Give back the full listing, character for character, with no pictures.

_ _ _

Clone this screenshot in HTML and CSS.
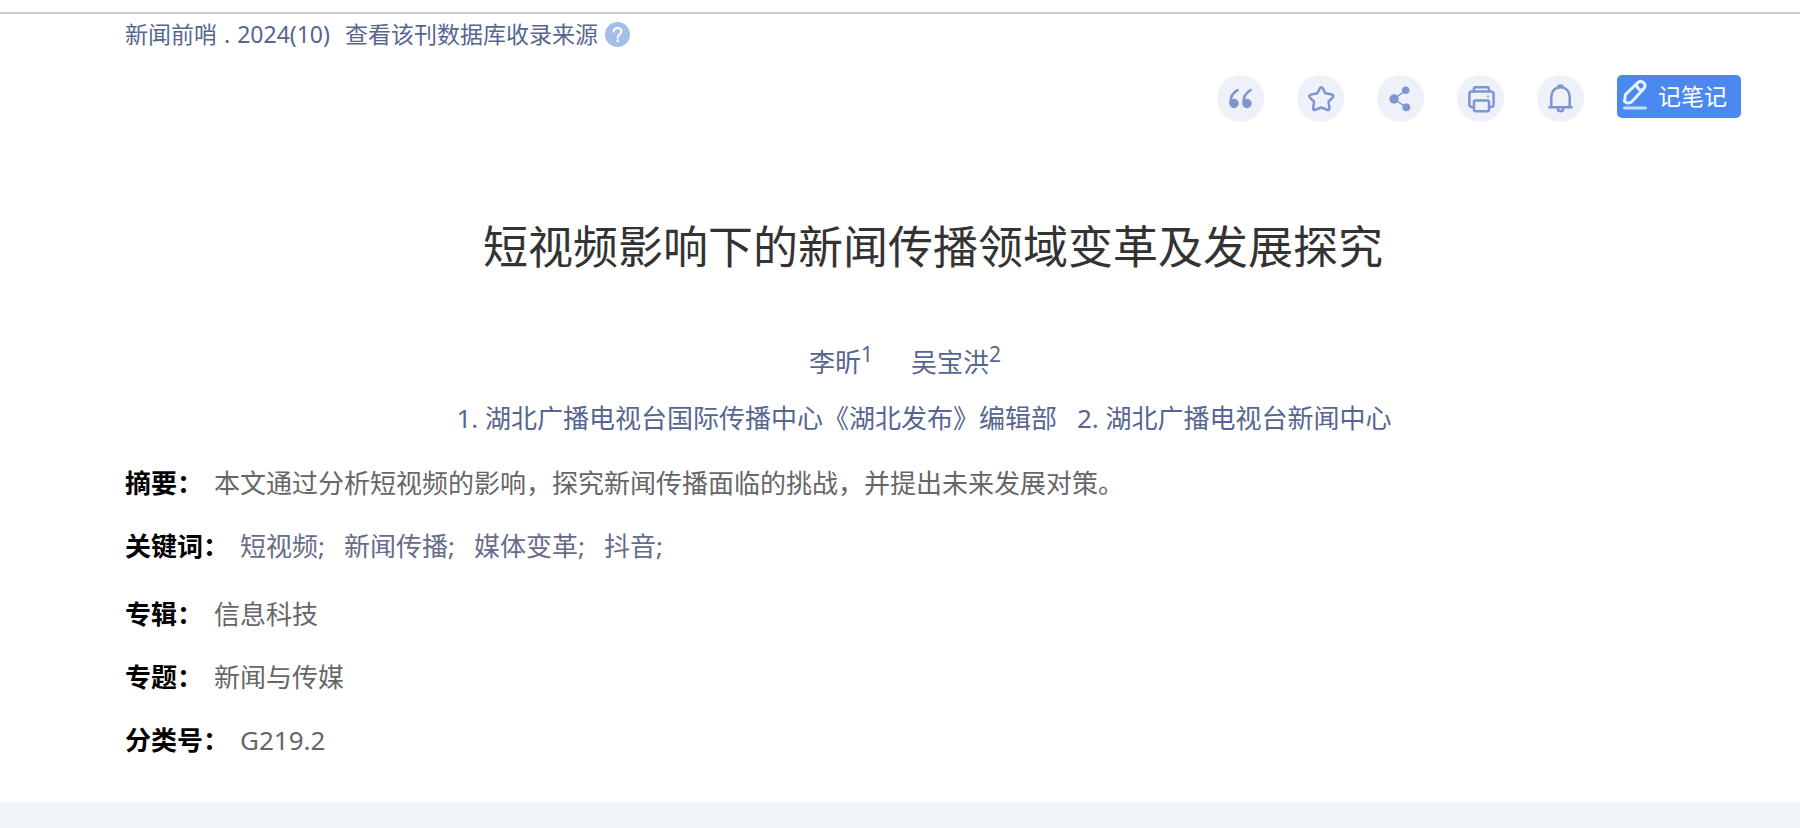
FILE: index.html
```html
<!DOCTYPE html>
<html lang="zh-CN">
<head>
    <meta charset="UTF-8">
    <meta name="viewport" content="width=device-width, initial-scale=1.0">
    <title>短视频影响下的新闻传播领域变革及发展探究</title>
    <link rel="stylesheet" href="styles.css">
</head>
<body>
    <main class="doc">
        <!-- 期刊来源 -->
        <div class="source">
            <a href="#">新闻前哨</a>
            <span class="dot">.</span>
            <a href="#">2024(10)</a>
            <a href="#" class="source-db">查看该刊数据库收录来源</a>
            <button type="button" class="help" aria-label="帮助">
                <svg viewBox="0 0 25 25">
                    <path d="M8.8 9.8c0-2.3 1.6-3.9 3.8-3.9s3.8 1.5 3.8 3.5c0 2.900-3.700 3.200-3.700 6.200"/>
                    <circle cx="12.700" cy="18.800" r="0.500"/>
                </svg>
            </button>
        </div>

        <!-- 工具按钮 -->
        <div class="tools">
            <button type="button" class="tool" aria-label="引用">
                <svg viewBox="0 0 47 47">
                    <g id="quote">
                        <circle cx="17" cy="28.500" r="4.700" class="solid"/>
                        <path d="M13.600 27.500c-.2-5.500 2.200-9.700 6.900-12.300" stroke-width="2.600"/>
                    </g>
                    <use href="#quote" x="13"/>
                </svg>
            </button>
            <button type="button" class="tool" aria-label="收藏">
                <svg viewBox="0 0 47 47">
                    <path d="M22.900 13.200c.6-1.200 2.200-1.200 2.800 0l2.700 5.100 6.500 1.300c1.400.3 1.900 1.800.9 2.800l-4.300 4.300.9 6.500c.2 1.400-.9 2.200-2.100 1.700L24.300 32.500l-6 2.400c-1.200.5-2.300-.3-2.100-1.700l.9-6.500-4.300-4.300c-1-1-.5-2.500.9-2.800l6.500-1.300z"/>
                </svg>
            </button>
            <button type="button" class="tool" aria-label="分享">
                <svg viewBox="0 0 47 47">
                    <path d="M28.700 15.300L17 24l12.300 8.300" stroke-width="1.500"/>
                    <circle cx="28.700" cy="15.300" r="3.800" class="solid"/>
                    <circle cx="17" cy="24" r="4.700" class="solid"/>
                    <circle cx="29.300" cy="32.300" r="3.900" class="solid"/>
                </svg>
            </button>
            <button type="button" class="tool" aria-label="打印">
                <svg viewBox="0 0 47 47">
                    <path d="M17 16.500v-3q0-1.300 1.300-1.300h12.200q1.300 0 1.300 1.300v3"/>
                    <path d="M16.500 32h-1.600q-2.500 0-2.500-2.500V19q0-2.500 2.500-2.500h19.200q2.500 0 2.500 2.500v10.500q0 2.500-2.500 2.500h-1.600"/>
                    <rect x="17" y="25.500" width="15" height="10.800" rx="1.200"/>
                    <circle cx="31" cy="21.500" r="1" class="solid"/>
                </svg>
            </button>
            <button type="button" class="tool" aria-label="关注">
                <svg viewBox="0 0 47 47">
                    <path d="M14.300 32V21.500c0-5.200 4-9.300 9.200-9.300s9.200 4.100 9.200 9.300V32"/>
                    <path d="M12.300 32.300h22.400M21.700 12v-1.300h3.600V12M20.700 33.500c0 3.500 5.600 3.500 5.600 0"/>
                </svg>
            </button>
            <button type="button" class="note">
                <svg viewBox="0 0 26 32">
                    <path d="M2.500 22.500l1-7L15.800 3.600c3.800-3.400 9.500 1.500 6 6L10.500 22c-2 2.200-5.500 2.800-8 .5zM14.500 5.500c.5 3.500 2.500 5.500 5.800 6"/>
                    <path d="M2.500 29h21" opacity=".8"/>
                </svg>
                记笔记
            </button>
        </div>

        <h1>短视频影响下的新闻传播领域变革及发展探究</h1>

        <div class="authors">
            <a href="#">李昕<sup>1</sup></a>
            <a href="#">吴宝洪<sup>2</sup></a>
        </div>
        <div class="orgs">
            <a href="#">1. 湖北广播电视台国际传播中心《湖北发布》编辑部</a>
            <a href="#">2. 湖北广播电视台新闻中心</a>
        </div>

        <!-- 摘要、关键词和分类 -->
        <dl class="info">
            <div class="row">
                <dt>摘要：</dt>
                <dd>本文通过分析短视频的影响，探究新闻传播面临的挑战，并提出未来发展对策。</dd>
            </div>
            <div class="row keywords">
                <dt>关键词：</dt>
                <dd>
                    <a href="#">短视频;</a>
                    <a href="#">新闻传播;</a>
                    <a href="#">媒体变革;</a>
                    <a href="#">抖音;</a>
                </dd>
            </div>
            <div class="row">
                <dt>专辑：</dt>
                <dd>信息科技</dd>
            </div>
            <div class="row">
                <dt>专题：</dt>
                <dd>新闻与传媒</dd>
            </div>
            <div class="row">
                <dt>分类号：</dt>
                <dd>G219.2</dd>
            </div>
        </dl>
    </main>
</body>
</html>
```

FILE: styles.css
```css
* {
    box-sizing: border-box;
}

/* 底部露出浅蓝色背景 */
body {
    margin: 0;
    background-color: #f0f5f9;
    font-family: "Noto Sans", "Noto Sans CJK SC", sans-serif;
    font-size: 26px;
    line-height: 40px;
    color: #666;
}

a {
    color: #576690;
    text-decoration: none;
}

button {
    border: 0;
    padding: 0;
    font-family: inherit;
    cursor: pointer;
}

svg {
    display: block;
    fill: none;
    stroke: #7f95cf;
    stroke-width: 2.5;
    stroke-linecap: round;
    stroke-linejoin: round;
}

.solid {
    fill: #7f95cf;
    stroke: none;
}

/* 正文区域，顶部有一条灰线 */
.doc {
    padding: 12px 59px 42px 125px;
    background: #fff linear-gradient(#ccc, #ccc) 0 12px / 100% 2px no-repeat;
}

/* 来源 */
.source {
    display: flex;
    align-items: center;
    height: 44px;
    font-size: 23px;
    line-height: 36px;
}

.dot {
    margin: 0 7px;
}

.source-db {
    margin: 0 7px 0 15px;
}

.help {
    width: 25px;
    height: 25px;
    border-radius: 50%;
    background-color: #a5bdea;
}

.help svg {
    stroke: #fff;
    stroke-width: 2;
}

/* 工具栏 */
.tools {
    display: flex;
    justify-content: flex-end;
    gap: 33px;
    margin-top: 19px;
}

.tool {
    width: 47px;
    height: 47px;
    border-radius: 50%;
    background-color: #eef1fa;
}

.note {
    display: flex;
    align-items: center;
    gap: 10px;
    width: 124px;
    height: 43px;
    padding-left: 5px;
    padding-bottom: 3px;
    border-radius: 5px;
    background-color: #4a8af0;
    color: #fff;
    font-size: 23px;
}

.note svg {
    width: 26px;
    height: 32px;
    stroke: #e6f0ff;
    stroke-width: 3;
}

h1 {
    margin: 92px 0 0;
    color: #333;
    font-size: 45px;
    font-weight: 400;
    line-height: 66px;
    text-align: center;
}

/* 作者和单位 */
.authors {
    display: flex;
    justify-content: center;
    gap: 38px;
    margin-top: 62px;
    padding-right: 56px;
}

.authors sup {
    font-size: 21px;
    line-height: 0;
}

.orgs {
    display: flex;
    justify-content: center;
    gap: 20px;
    margin-top: 16px;
    padding-right: 18px;
}

/* 信息列表 */
.info {
    display: flex;
    flex-direction: column;
    gap: 23px;
    margin: 25px 0 0;
}

.row {
    display: flex;
    gap: 11px;
}

.row dt {
    color: #000;
    font-weight: 700;
}

.row dd {
    margin: 0;
}

.keywords {
    margin-bottom: 5px;
}

.keywords dd {
    display: flex;
    gap: 19px;
}

.keywords a {
    color: #666c8a;
}
```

_ _ _

Solved problem —
Clone this screenshot in HTML and CSS.
FILE: index.html
```html
<!DOCTYPE html>
<html lang="zh-CN">
<head>
    <meta charset="UTF-8">
    <meta name="viewport" content="width=device-width, initial-scale=1.0">
    <title>短视频影响下的新闻传播领域变革及发展探究</title>
    <link rel="stylesheet" href="styles.css">
</head>
<body>
    <main class="doc">
        <!-- 期刊来源 -->
        <div class="source">
            <a href="#">新闻前哨</a>
            <span class="dot">.</span>
            <a href="#">2024(10)</a>
            <a href="#" class="source-db">查看该刊数据库收录来源</a>
            <button type="button" class="help" aria-label="帮助">
                <svg viewBox="0 0 25 25">
                    <path d="M8.8 9.8c0-2.3 1.6-3.9 3.8-3.9s3.8 1.5 3.8 3.5c0 2.900-3.700 3.200-3.700 6.200"/>
                    <circle cx="12.700" cy="18.800" r="0.500"/>
                </svg>
            </button>
        </div>

        <!-- 工具按钮 -->
        <div class="tools">
            <button type="button" class="tool" aria-label="引用">
                <svg viewBox="0 0 47 47">
                    <g id="quote">
                        <circle cx="17" cy="28.500" r="4.700" class="solid"/>
                        <path d="M13.600 27.500c-.2-5.500 2.200-9.700 6.900-12.300" stroke-width="2.600"/>
                    </g>
                    <use href="#quote" x="13"/>
                </svg>
            </button>
            <button type="button" class="tool" aria-label="收藏">
                <svg viewBox="0 0 47 47">
                    <path d="M22.900 13.200c.6-1.200 2.200-1.200 2.800 0l2.700 5.100 6.500 1.300c1.400.3 1.900 1.800.9 2.800l-4.300 4.300.9 6.500c.2 1.400-.9 2.200-2.100 1.700L24.300 32.500l-6 2.400c-1.200.5-2.300-.3-2.100-1.700l.9-6.500-4.300-4.300c-1-1-.5-2.500.9-2.800l6.500-1.300z"/>
                </svg>
            </button>
            <button type="button" class="tool" aria-label="分享">
                <svg viewBox="0 0 47 47">
                    <path d="M28.700 15.300L17 24l12.300 8.300" stroke-width="1.500"/>
                    <circle cx="28.700" cy="15.300" r="3.800" class="solid"/>
                    <circle cx="17" cy="24" r="4.700" class="solid"/>
                    <circle cx="29.300" cy="32.300" r="3.900" class="solid"/>
                </svg>
            </button>
            <button type="button" class="tool" aria-label="打印">
                <svg viewBox="0 0 47 47">
                    <path d="M17 16.500v-3q0-1.300 1.300-1.300h12.200q1.300 0 1.300 1.300v3"/>
                    <path d="M16.500 32h-1.600q-2.500 0-2.500-2.500V19q0-2.500 2.500-2.500h19.200q2.500 0 2.500 2.500v10.500q0 2.500-2.500 2.500h-1.600"/>
                    <rect x="17" y="25.500" width="15" height="10.800" rx="1.200"/>
                    <circle cx="31" cy="21.500" r="1" class="solid"/>
                </svg>
            </button>
            <button type="button" class="tool" aria-label="关注">
                <svg viewBox="0 0 47 47">
                    <path d="M14.300 32V21.500c0-5.200 4-9.300 9.200-9.300s9.200 4.100 9.200 9.300V32"/>
                    <path d="M12.300 32.300h22.400M21.700 12v-1.300h3.600V12M20.700 33.500c0 3.500 5.600 3.500 5.600 0"/>
                </svg>
            </button>
            <button type="button" class="note">
                <svg viewBox="0 0 26 32">
                    <path d="M2.500 22.500l1-7L15.800 3.600c3.800-3.400 9.500 1.500 6 6L10.500 22c-2 2.200-5.500 2.800-8 .5zM14.500 5.500c.5 3.500 2.500 5.500 5.800 6"/>
                    <path d="M2.500 29h21" opacity=".8"/>
                </svg>
                记笔记
            </button>
        </div>

        <h1>短视频影响下的新闻传播领域变革及发展探究</h1>

        <div class="authors">
            <a href="#">李昕<sup>1</sup></a>
            <a href="#">吴宝洪<sup>2</sup></a>
        </div>
        <div class="orgs">
            <a href="#">1. 湖北广播电视台国际传播中心《湖北发布》编辑部</a>
            <a href="#">2. 湖北广播电视台新闻中心</a>
        </div>

        <!-- 摘要、关键词和分类 -->
        <dl class="info">
            <div class="row">
                <dt>摘要：</dt>
                <dd>本文通过分析短视频的影响，探究新闻传播面临的挑战，并提出未来发展对策。</dd>
            </div>
            <div class="row keywords">
                <dt>关键词：</dt>
                <dd>
                    <a href="#">短视频;</a>
                    <a href="#">新闻传播;</a>
                    <a href="#">媒体变革;</a>
                    <a href="#">抖音;</a>
                </dd>
            </div>
            <div class="row">
                <dt>专辑：</dt>
                <dd>信息科技</dd>
            </div>
            <div class="row">
                <dt>专题：</dt>
                <dd>新闻与传媒</dd>
            </div>
            <div class="row">
                <dt>分类号：</dt>
                <dd>G219.2</dd>
            </div>
        </dl>
    </main>
</body>
</html>
```

FILE: styles.css
```css
* {
    box-sizing: border-box;
}

/* 底部露出浅蓝色背景 */
body {
    margin: 0;
    background-color: #f0f5f9;
    font-family: "Noto Sans", "Noto Sans CJK SC", sans-serif;
    font-size: 26px;
    line-height: 40px;
    color: #666;
}

a {
    color: #576690;
    text-decoration: none;
}

button {
    border: 0;
    padding: 0;
    font-family: inherit;
    cursor: pointer;
}

svg {
    display: block;
    fill: none;
    stroke: #7f95cf;
    stroke-width: 2.5;
    stroke-linecap: round;
    stroke-linejoin: round;
}

.solid {
    fill: #7f95cf;
    stroke: none;
}

/* 正文区域，顶部有一条灰线 */
.doc {
    padding: 12px 59px 42px 125px;
    background: #fff linear-gradient(#ccc, #ccc) 0 12px / 100% 2px no-repeat;
}

/* 来源 */
.source {
    display: flex;
    align-items: center;
    height: 44px;
    font-size: 23px;
    line-height: 36px;
}

.dot {
    margin: 0 7px;
}

.source-db {
    margin: 0 7px 0 15px;
}

.help {
    width: 25px;
    height: 25px;
    border-radius: 50%;
    background-color: #a5bdea;
}

.help svg {
    stroke: #fff;
    stroke-width: 2;
}

/* 工具栏 */
.tools {
    display: flex;
    justify-content: flex-end;
    gap: 33px;
    margin-top: 19px;
}

.tool {
    width: 47px;
    height: 47px;
    border-radius: 50%;
    background-color: #eef1fa;
}

.note {
    display: flex;
    align-items: center;
    gap: 10px;
    width: 124px;
    height: 43px;
    padding-left: 5px;
    padding-bottom: 3px;
    border-radius: 5px;
    background-color: #4a8af0;
    color: #fff;
    font-size: 23px;
}

.note svg {
    width: 26px;
    height: 32px;
    stroke: #e6f0ff;
    stroke-width: 3;
}

h1 {
    margin: 92px 0 0;
    color: #333;
    font-size: 45px;
    font-weight: 400;
    line-height: 66px;
    text-align: center;
}

/* 作者和单位 */
.authors {
    display: flex;
    justify-content: center;
    gap: 38px;
    margin-top: 62px;
    padding-right: 56px;
}

.authors sup {
    font-size: 21px;
    line-height: 0;
}

.orgs {
    display: flex;
    justify-content: center;
    gap: 20px;
    margin-top: 16px;
    padding-right: 18px;
}

/* 信息列表 */
.info {
    display: flex;
    flex-direction: column;
    gap: 23px;
    margin: 25px 0 0;
}

.row {
    display: flex;
    gap: 11px;
}

.row dt {
    color: #000;
    font-weight: 700;
}

.row dd {
    margin: 0;
}

.keywords {
    margin-bottom: 5px;
}

.keywords dd {
    display: flex;
    gap: 19px;
}

.keywords a {
    color: #666c8a;
}
```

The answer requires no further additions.